A meno che si fallisca il raggiungimento del quorum. Il rischio purtroppo è concreto: dei 260.000 abitanti del comune unico, ben il 68% (180.000) vive in terraferma, e soltanto il 32% (80.000) in laguna, per cui se i mestrini non andassero a votare in massa, ogni sforzo sarà stato inutile. Ecco spiegate le ragioni del tentativo di “boicotaggio” a favore dell’astensione.

Mestre e Venezia sono due città totalmente diverse.
Questo è fuori discussione.
Io continuerò ad amarle entrambe, anche separate.

Una volta ero convinto che bastassero amministratori capaci per conciliare le esigenze diametralmente opposte delle due città, e invece la classe politica che ha governato in questi anni si è rivelata in gran parte miope e incapace di agire, per non dire di peggio. Per questo motivo ho cambiato idea e oggi sono per il Sì. 

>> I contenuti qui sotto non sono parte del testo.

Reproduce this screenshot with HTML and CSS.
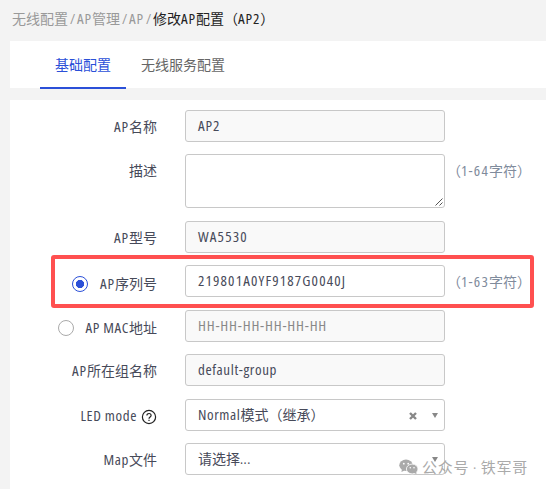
FILE: index.html
```html
<!DOCTYPE html>
<html lang="zh-CN">
<head>
<meta charset="utf-8">
<title>修改AP配置</title>
<link rel="stylesheet" href="styles.css">
</head>
<body>
<nav class="crumbs"><span>无线配置</span><i>/</i><span><span class="latin">AP</span>管理</span><i>/</i><span class="latin">AP</span><i>/</i><b>修改<span class="latin">AP</span>配置（<span class="latin">AP2</span>）</b></nav>
<div class="tabs"><a class="tab active">基础配置</a><a class="tab">无线服务配置</a></div>
<main class="form">
  <div class="row"><label><span class="latin">AP</span>名称</label><div class="field disabled"><span class="latin">AP2</span></div></div>
  <div class="row tall"><label>描述</label><div class="field area"><svg class="grip" width="8" height="8" viewBox="0 0 8 8"><path d="M.5 7.5l7-7M4.5 7.5l3-3"/></svg></div><span class="hint">（<span class="latin">1-64</span>字符）</span></div>
  <div class="row"><label><span class="latin">AP</span>型号</label><div class="field disabled"><span class="latin num">WA5530</span></div></div>
  <div class="row serial"><label><span class="radio checked"></span><span class="latin">AP</span>序列号</label><div class="field"><span class="latin num">219801A0YF9187G0040J</span></div><span class="hint">（<span class="latin">1-63</span>字符）</span><div class="highlight"></div></div>
  <div class="row mac"><label><span class="radio"></span><span class="latin word">AP MAC</span>地址</label><div class="field disabled placeholder"><span class="latin mask">HH-HH-HH-HH-HH-HH</span></div></div>
  <div class="row"><label><span class="latin">AP</span>所在组名称</label><div class="field disabled"><span class="latin word">default-group</span></div></div>
  <div class="row led"><label><span class="latin word">LED mode</span><svg class="help" width="16" height="16" viewBox="0 0 16 16"><circle cx="8" cy="8" r="6.6"/><path d="M5.9 6.5c0-2.7 4.2-2.6 4.2 0 0 1.5-2.1 1.5-2.1 3.2M8 10.8v1.3"/></svg></label><div class="field select"><span class="latin word">Normal</span>模式（继承）<svg class="clear" width="8" height="8" viewBox="0 0 8 8"><path d="M1 1l6 6M7 1L1 7"/></svg><svg class="arrow" width="6" height="5" viewBox="0 0 6 5"><path d="M0 0h6L3 5z"/></svg></div></div>
  <div class="row"><label><span class="latin word">Map</span>文件</label><div class="field select">请选择<span class="dots">...</span><svg class="arrow" width="6" height="5" viewBox="0 0 6 5"><path d="M0 0h6L3 5z"/></svg></div></div>
</main>
<div class="watermark"><svg width="20" height="16" viewBox="0 0 20 16"><ellipse cx="7" cy="6.2" rx="6.7" ry="5.7"/><path d="M3 10l-.6 3 3.2-1.6z"/><circle class="eye" cx="4.8" cy="4.7" r=".9"/><circle class="eye" cx="9.2" cy="4.7" r=".9"/><ellipse class="front" cx="13.2" cy="10" rx="5.8" ry="4.9"/><path d="M15 13.7l2.5 1.6-.4-2.8z"/><circle class="eye" cx="11.3" cy="8.7" r=".8"/><circle class="eye" cx="15" cy="8.7" r=".8"/></svg><span>公众号 · 铁军哥</span></div>
</body>
</html>
```
FILE: styles.css
```css
* { box-sizing: border-box; }
body {
  margin: 0;
  height: 489px;
  overflow: hidden;
  background: #f3f3f3;
  color: #474a59;
  font: 14px/20px "Open Sans", "Noto Sans CJK SC", sans-serif;
  font-stretch: 75%;
}
.latin { font-size: 15px; line-height: 18px; letter-spacing: .9px; }
.latin.word { letter-spacing: .6px; }
.latin.num { letter-spacing: 1.15px; }
.latin.mask { letter-spacing: .8px; }
.dots { letter-spacing: .5px; }
.crumbs { height: 41px; padding: 9px 0 0 12px; color: #999; white-space: nowrap; }
.crumbs i { display: inline-block; width: 9px; text-align: center; font-style: normal; }
.crumbs b { color: #222; font-weight: 400; }
.tabs { display: flex; height: 47px; margin-left: 10px; padding-left: 30px; background: #fff; }
.tab { height: 48px; padding: 14px 15px 0; color: #666; }
.tab.active { color: #2b50d8; border-bottom: 2px solid #2b50d8; }
.form { height: 389px; margin: 12px 0 0 10px; padding-top: 10px; background: #fff; }
.row { position: relative; display: grid; grid-template-columns: 147px 260px auto; column-gap: 28px; height: 32px; margin-bottom: 12.4px; }
.row.tall { height: 54px; }
.row.led { margin-top: 12.7px; }
label { display: flex; justify-content: flex-end; align-items: center; height: 34px; white-space: nowrap; }
label .latin { margin-bottom: 2px; }
.serial label { height: 37px; }
.mac label { height: 36px; }
.field { position: relative; height: 32px; padding: 5px 12px; border: 1px solid #c8c8c8; border-radius: 3px; background: #fff; white-space: nowrap; }
.disabled { background: #f9f9f9; }
.placeholder { color: #888; }
.area { height: 54px; }
.hint { margin-left: -26px; padding-top: 7px; color: #7f8b9c; white-space: nowrap; }
.hint .latin { letter-spacing: 1.2px; }
.radio { width: 16px; height: 16px; margin-right: 12px; border: 1px solid #aaa; border-radius: 50%; }
.mac .radio { margin-right: 11px; }
.radio.checked { border-color: #2b50d8; background: radial-gradient(circle, #2b50d8 3.8px, transparent 4.4px); }
.highlight { position: absolute; left: 41px; top: -10px; width: 483px; height: 53px; border: 4px solid #ff5050; border-radius: 3px; }
.help { margin: 2px 0 0 4px; fill: none; stroke: #222; stroke-width: 1.2; }
.grip { position: absolute; right: 1px; bottom: 1px; fill: none; stroke: #555; }
.clear { position: absolute; right: 27px; top: 12px; fill: none; stroke: #888; stroke-width: 2.4; }
.arrow { position: absolute; right: 6px; top: 13px; fill: #888; }
.watermark { position: absolute; left: 399px; top: 457px; display: flex; align-items: center; gap: 3px; color: #aaa; font-size: 15px; letter-spacing: .8px; white-space: nowrap; }
.watermark svg { fill: #aaa; }
.watermark .eye { fill: #fff; }
.watermark .front { stroke: #fff; stroke-width: .8; }
```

La separazione favorirebbe l’adozione dello Statuto Speciale.
Una Venezia solo insulare garantirebbe sindaco e giunta “veneziani”.

In tanti prima di me hanno autorevolmente spiegato le ragioni del Sì. Dirò soltanto che la separazione favorirebbe l’adozione dell’anelato Statuto Speciale (quasi impossibile da ottenere se il territorio comunale includesse la terraferma) che porterebbe certezza di entrate, mentre adesso tocca elemosinare a Roma il periodico rifinanziamento della Legge Speciale. Inoltre un comune di Venezia soltanto insulare garantirebbe l’elezione di sindaco e giunta “veneziani”, che conoscano bene i problemi della propria città e che alla loro soluzione si dedichino completamente.

L’affollatissimo incontro sul referendum all’Ateneo Veneto.

In queste settimane, nell’ambito della battaglia di disinformazione per “sabotare” il referendum, sono girate molte fake news a proposito delle catastrofiche conseguenze negative della separazione. Prendetevi mezz’ora e leggete il lucido dossier che il Gruppo 25 Aprile (la “Piattaforma civica e apartitica per Venezia e la sua laguna” che tanto sta facendo per la città) ha distribuito in occasione del dibattito “Riflessioni sul referendum – Visioni a confronto” tenutosi domenica 24 novembre in un Ateneo Veneto strapieno nonostante l’ennesima acqua alta. Ci sono andato. Nonostante, per l’appunto, l’acqua alta. L’intero dibattito, illuminante, è disponibile online. Ascoltatelo. 

A proposito, la recente aqua granda con il suo sciame infinito di acque alte e le inarrestabili polemiche sull’ignavia politico-amministrativa nel risolvere i problemi di Venezia, non ha fatto altro che sottolineare, se ce ne fosse bisogno, lo stato di abbandono in cui versa la città e, ne sono convinto, potrà giocare un ruolo decisivo nel far prevalere i Sì, in particolare in laguna.

L’aqua granda del 2019 farà pendere la bilancia verso il Sì.

All’epoca del primo referendum ero un mestrino doc, fiero del mio codice fiscale terminante in “F159” (il vecchio codice catastale di Mestre) poi sostituito con “L736” (quello di Venezia). Fiero di abitare a Mestre-Venezia e non a Venezia-Mestre. Dettagli, direte. Quisquilie, certo. Piccole cose, che però rendono il senso di appartenenza anche dopo tanti anni di “esilio”.

Oggi affermo che sono nato e vissuto per vent’anni a Venezia-Mestre.
Domani, se vinceranno i Sì, continuerò a dire lo stesso.